■「トラウマ告白本」をなぜ書かなかったのか

 1990年代後半から2000年代前半にかけて、文化の領域は「ダークなもの」の全盛期でした。

 このころブームになっていたアニメ『新世紀エヴァンゲリオン』は、登場人物のほぼ全員がメンタル面に問題を抱えています。幼児期に虐待を受けた主人公が、凄惨な犯罪をくり返すドラマも流行りました。

出版の領域では、『薬ミシュラン』(太田出版)のような、抗精神病薬をポップに解説する本が幾つも出されています。「尖がった文化」にかかわる人間なら、「心の薬」ぐらい飲んでないとカッコ悪い。そのころはそんな空気さえありました。当時、カルト的な人気を誇るミュージシャンたちが、自分の「心の病」や「犯罪的な体験」を得意げに語っていたのはこのためです。

「少年少女だったころのトラウマを告白した自伝」が大挙してベストセラーになったのも、こうした流れの影響でした。16歳で暴力団組長の妻となり、そこから更生して司法試験合格を遂げた大平光代の『だから、あなたも生きぬいて』(講談社)。アトピー性皮膚炎のためイジメに遭い、自分の居場所を探して、バンドの追っかけから右翼になった雨宮処凛の『生き地獄天国』(筑摩書房)。風俗嬢、AV女優を経て人気タレントに登りつめた飯島愛『PLATONIC SEX』(小学館)。これらはいずれも、2000年の出版です。

 こうした「ダークな文化」は、バブル経済の時代に日本人が抱えこんだ「過剰な自己重要感」の断末魔の姿です。

 1980年代末には「中世ヨーロッパの貴族と日本の一般庶民は、1人あたり同じ量の富を消費する」とさえ言われました。外国車に乗り、欧米の高級リゾート地で休日を過ごす。そんな「映画スターでもなければできない生活」を、「普通の人々」も――部分的とはいえ――体験していました。中には、「自分は映画スターのように特別な存在かもしれない」と勘ちがいする「一般庶民」も現われます。

 景気が後退すると、バブル時代のような「贅沢」はできなくなりました。「貴族」や「映画スター」並みに自分は特別である。いったん抱えこんだそうした体感は、やすやすと捨てられるものではありません。そこで、「過剰な自己重要感」を持てあました人々は、「贅沢」を許してくれない世界に怒りをたぎらせます。「どうして私にふさわしい扱いが受けられないの!」。

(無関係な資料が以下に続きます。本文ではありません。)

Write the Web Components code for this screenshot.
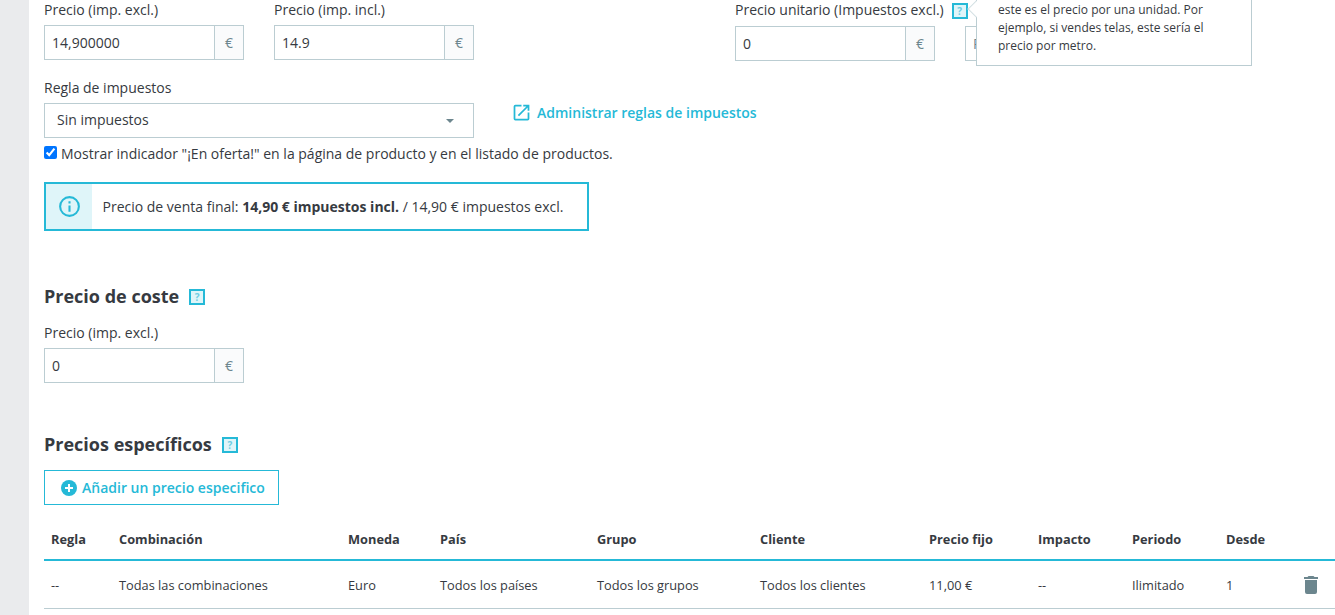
<!DOCTYPE html>
<html lang="es">
<head>
<meta charset="utf-8">
<title>Precios</title>
<style>
  html, body { margin: 0; height: 615px; overflow: hidden; background: #eaebed; }
  body { font-family: "Open Sans", sans-serif; color: #363a41; }
  .top { display: flex; align-items: flex-start; }
  .row { display: flex; gap: 30px; }
  .sale { display: flex; align-items: center; gap: 4px; margin-top: 4px; height: 20px; font-size: 14px; white-space: nowrap; }
  .sale input { margin: 0; }
  .sale span { position: relative; top: 1px; }
  .cost { margin-top: 53px; }
  .cost-field { margin-top: 15px; }
  .specific { margin-top: 49px; }
</style>
</head>
<body>
<price-page>
  <section class="top">
    <div class="row">
      <price-field label="Precio (imp. excl.)" value="14,900000"></price-field>
      <price-field label="Precio (imp. incl.)" value="14.9"></price-field>
    </div>
    <unit-price>
      <hover-tip>este es el precio por una unidad. Por ejemplo, si vendes telas, este sería el precio por metro.</hover-tip>
    </unit-price>
  </section>
  <tax-rule></tax-rule>
  <label class="sale"><input type="checkbox" checked><span>Mostrar indicador "¡En oferta!" en la página de producto y en el listado de productos.</span></label>
  <info-alert>Precio de venta final: <b>14,90 € impuestos incl.</b> / 14,90 € impuestos excl.</info-alert>
  <section-title class="cost">Precio de coste</section-title>
  <price-field class="cost-field" label="Precio (imp. excl.)" value="0"></price-field>
  <section-title class="specific">Precios específicos</section-title>
  <add-button>Añadir un precio especifico</add-button>
  <specific-table></specific-table>
</price-page>

<script>
// each component keeps its own markup and styles in an open shadow root
class PricePage extends HTMLElement {
  connectedCallback() {
    this.attachShadow({ mode: 'open' });
    this.shadowRoot.innerHTML = `
      <style>
        :host {
          display: block;
          margin-left: 29px;
          padding-left: 15px;
          height: 615px;
          background: #fff;
          overflow: hidden;
          position: relative;
        }
      </style>
      <slot></slot>
    `;
  }
}

class PriceField extends HTMLElement {
  connectedCallback() {
    this.attachShadow({ mode: 'open' });
    this.shadowRoot.innerHTML = `
      <style>
        :host { display: block; width: 200px; }
        .label { font-size: 14px; line-height: 19px; height: 25px; white-space: nowrap; color: #363a41; }
        .box {
          display: flex;
          height: 35px;
          box-sizing: border-box;
          border: 1px solid #bbcdd2;
          font-size: 14px;
          color: #363a41;
        }
        .value { flex: 1; padding-left: 7px; line-height: 33px; }
        .unit {
          width: 28px;
          border-left: 1px solid #bbcdd2;
          background: #fafbfc;
          color: #6c868e;
          text-align: center;
          line-height: 33px;
        }
      </style>
      <div class="label">${this.getAttribute('label')}</div>
      <div class="box">
        <span class="value">${this.getAttribute('value')}</span>
        <span class="unit">€</span>
      </div>
    `;
  }
}

class HelpMark extends HTMLElement {
  connectedCallback() {
    this.attachShadow({ mode: 'open' });
    this.shadowRoot.innerHTML = `
      <style>
        :host {
          display: inline-block;
          width: 16px;
          height: 16px;
          box-sizing: border-box;
          border: 2px solid #25b9d7;
          background: #dff5f9;
          color: #6fcde2;
          font: 700 10px/12px "Open Sans", sans-serif;
          text-align: center;
        }
      </style>?
    `;
  }
}

class UnitPrice extends HTMLElement {
  connectedCallback() {
    this.attachShadow({ mode: 'open' });
    this.shadowRoot.innerHTML = `
      <style>
        :host { display: block; margin-left: 261px; }
        .label { display: flex; align-items: flex-start; gap: 8px; font-size: 14px; line-height: 19px; height: 26px; white-space: nowrap; }
        .label help-mark { margin-top: 3px; }
        .inputs { display: flex; gap: 30px; }
        .box { display: flex; width: 200px; height: 35px; box-sizing: border-box; border: 1px solid #bbcdd2; font-size: 14px; }
        .value { flex: 1; padding-left: 7px; line-height: 33px; }
        .unit { width: 28px; border-left: 1px solid #bbcdd2; background: #fafbfc; color: #6c868e; text-align: center; line-height: 33px; }
        .other { width: 60px; height: 35px; box-sizing: border-box; border: 1px solid #bbcdd2; padding-left: 7px; font-size: 14px; line-height: 33px; color: #6c868e; }
      </style>
      <div class="label">Precio unitario (Impuestos excl.) <help-mark></help-mark></div>
      <div class="inputs">
        <div class="box"><span class="value">0</span><span class="unit">€</span></div>
        <div class="other">P</div>
      </div>
      <slot></slot>
    `;
  }
}

class HoverTip extends HTMLElement {
  connectedCallback() {
    this.attachShadow({ mode: 'open' });
    this.shadowRoot.innerHTML = `
      <style>
        :host {
          position: absolute;
          left: 947px;
          top: -20px;
          width: 276px;
          height: 86px;
          box-sizing: border-box;
          padding: 20px 20px 0 21px;
          background: #fff;
          border: 1px solid #bbcdd2;
          font-size: 12px;
          line-height: 18px;
          color: #363a41;
        }
        .arrow {
          position: absolute;
          left: -7px;
          top: 22px;
          width: 12px;
          height: 12px;
          box-sizing: border-box;
          background: #fff;
          border-left: 1px solid #d3e0e3;
          border-bottom: 1px solid #d3e0e3;
          transform: rotate(45deg);
        }
      </style>
      <span class="arrow"></span>
      <slot></slot>
    `;
  }
}

class TaxRule extends HTMLElement {
  connectedCallback() {
    this.attachShadow({ mode: 'open' });
    this.shadowRoot.innerHTML = `
      <style>
        :host { display: flex; align-items: flex-start; gap: 37px; margin-top: 17px; }
        .left { width: 430px; }
        .label { font-size: 14px; line-height: 19px; height: 25px; }
        .select {
          display: flex;
          align-items: center;
          justify-content: space-between;
          height: 35px;
          box-sizing: border-box;
          border: 1px solid #bbcdd2;
          padding: 0 19px 2px 12px;
          font-size: 14px;
        }
        .caret { width: 0; height: 0; margin-top: 2px; border: 4px solid transparent; border-top: 4px solid #6c868e; border-bottom: 0; }
        a { display: flex; align-items: center; gap: 5px; margin-top: 24px; height: 21px; font-size: 14px; font-weight: 600; color: #25b9d7; white-space: nowrap; }
        svg { width: 21px; height: 21px; }
      </style>
      <div class="left">
        <div class="label">Regla de impuestos</div>
        <div class="select"><span>Sin impuestos</span><span class="caret"></span></div>
      </div>
      <a>
        <svg viewBox="0 0 24 24" fill="#25b9d7"><path d="M19 19H5V5h7V3H5a2 2 0 0 0-2 2v14a2 2 0 0 0 2 2h14a2 2 0 0 0 2-2v-7h-2v7zM14 3v2h3.59l-9.83 9.83 1.41 1.41L19 6.41V10h2V3h-7z"/></svg>
        Administrar reglas de impuestos
      </a>
    `;
  }
}

class InfoAlert extends HTMLElement {
  connectedCallback() {
    this.attachShadow({ mode: 'open' });
    this.shadowRoot.innerHTML = `
      <style>
        :host {
          display: flex;
          width: 545px;
          height: 49px;
          box-sizing: border-box;
          margin-top: 20px;
          border: 2px solid #25b9d7;
          font-size: 14px;
          color: #363a41;
        }
        .icon { width: 46px; display: flex; align-items: center; justify-content: center; background: #dff5f9; }
        svg { width: 25px; height: 25px; }
        .text { padding-left: 10.5px; line-height: 45px; white-space: nowrap; }
      </style>
      <span class="icon">
        <svg viewBox="0 0 24 24" fill="#25b9d7"><path d="M11 7h2v2h-2zm0 4h2v6h-2zm1-9a10 10 0 1 0 0 20 10 10 0 0 0 0-20zm0 18a8 8 0 1 1 0-16 8 8 0 0 1 0 16z"/></svg>
      </span>
      <span class="text"><slot></slot></span>
    `;
  }
}

class SectionTitle extends HTMLElement {
  connectedCallback() {
    this.attachShadow({ mode: 'open' });
    this.shadowRoot.innerHTML = `
      <style>
        :host { display: flex; align-items: center; gap: 10px; height: 24px; font-size: 18px; font-weight: 700; color: #363a41; white-space: nowrap; }
        help-mark { margin-top: 2px; }
      </style>
      <slot></slot><help-mark></help-mark>
    `;
  }
}

class AddButton extends HTMLElement {
  connectedCallback() {
    this.attachShadow({ mode: 'open' });
    this.shadowRoot.innerHTML = `
      <style>
        :host {
          display: flex;
          align-items: center;
          gap: 5px;
          width: 235px;
          height: 35px;
          box-sizing: border-box;
          margin-top: 14px;
          padding-left: 16px;
          border: 1px solid #25b9d7;
          font-size: 14px;
          font-weight: 600;
          color: #25b9d7;
          white-space: nowrap;
        }
        svg { width: 16px; height: 16px; }
      </style>
      <svg viewBox="0 0 16 16"><circle cx="8" cy="8" r="8" fill="#25b9d7"/><path d="M7 4h2v3h3v2H9v3H7V9H4V7h3z" fill="#fff"/></svg>
      <slot></slot>
    `;
  }
}

const tableHead = ['Regla', 'Combinación', 'Moneda', 'País', 'Grupo', 'Cliente', 'Precio fijo', 'Impacto', 'Periodo', 'Desde', ''];
const tableRow = ['--', 'Todas las combinaciones', 'Euro', 'Todos los países', 'Todos los grupos', 'Todos los clientes', '11,00 €', '--', 'Ilimitado', '1'];

class SpecificTable extends HTMLElement {
  connectedCallback() {
    this.attachShadow({ mode: 'open' });
    this.shadowRoot.innerHTML = `
      <style>
        :host { display: block; margin-top: 17px; font-size: 12.8px; color: #363a41; }
        .tr {
          display: grid;
          grid-template-columns: 68px 229px 92px 157px 163px 169px 109px 94px 94px 75px 1fr;
          align-items: center;
          white-space: nowrap;
        }
        .tr > span { padding-left: 7px; }
        .head { height: 37px; font-weight: 700; border-bottom: 2px solid #25b9d7; align-items: start; line-height: 34px; }
        .body { height: 47px; border-bottom: 1px solid #bbcdd2; }
        svg { display: block; width: 24px; height: 24px; margin-left: -2px; }
      </style>
      <div class="tr head">${tableHead.map(t => `<span>${t}</span>`).join('')}</div>
      <div class="tr body">
        ${tableRow.map(t => `<span>${t}</span>`).join('')}
        <span><svg viewBox="0 0 24 24" fill="#6c868e"><path d="M6 19a2 2 0 0 0 2 2h8a2 2 0 0 0 2-2V7H6v12zM19 4h-3.5l-1-1h-5l-1 1H5v2h14V4z"/></svg></span>
      </div>
    `;
  }
}

customElements.define('price-page', PricePage);
customElements.define('price-field', PriceField);
customElements.define('help-mark', HelpMark);
customElements.define('unit-price', UnitPrice);
customElements.define('hover-tip', HoverTip);
customElements.define('tax-rule', TaxRule);
customElements.define('info-alert', InfoAlert);
customElements.define('section-title', SectionTitle);
customElements.define('add-button', AddButton);
customElements.define('specific-table', SpecificTable);
</script>
</body>
</html>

 その種の「怒れる人々」は、「こんなに間違った『世界』のルールなど、破って構わない」と叫びます。あるいは、「不幸な人間」を代弁者に仕立て、「世界」に対する不満をぶちまけます。「過剰な自己重要感」を背景とする「世界」への呪詛が、世紀末の「ダークな文化」の核でした。

 小泉今日子も実は、「トラウマ告白本」を書けるような育ち方をしています。小学生時代は学校になじめず、<登校拒否の連続。「学校」と聞いただけで、ゲロは吐くわ、熱は出るわ>(注1)。<13歳ぐらいで父の事業が失敗して家庭崩壊が始まり>(注2)、よく知られているとおり、中学時代は「ヤンキー」でした。

 小泉今日子は、1990年代後半から「文章を書く仕事」を始めています。これまで断片的に語って来た「幼少期のトラブル」を、一つの「不幸な物語」として綴ることは難しくなかったはずです。その種の本がもっとも求められていた2000年代前半に、小泉今日子は「36歳の危機」にぶつかっていました。過去をとらえかえすことで、生きかたの更新をはかるのは、むしろ自然ななりゆきです。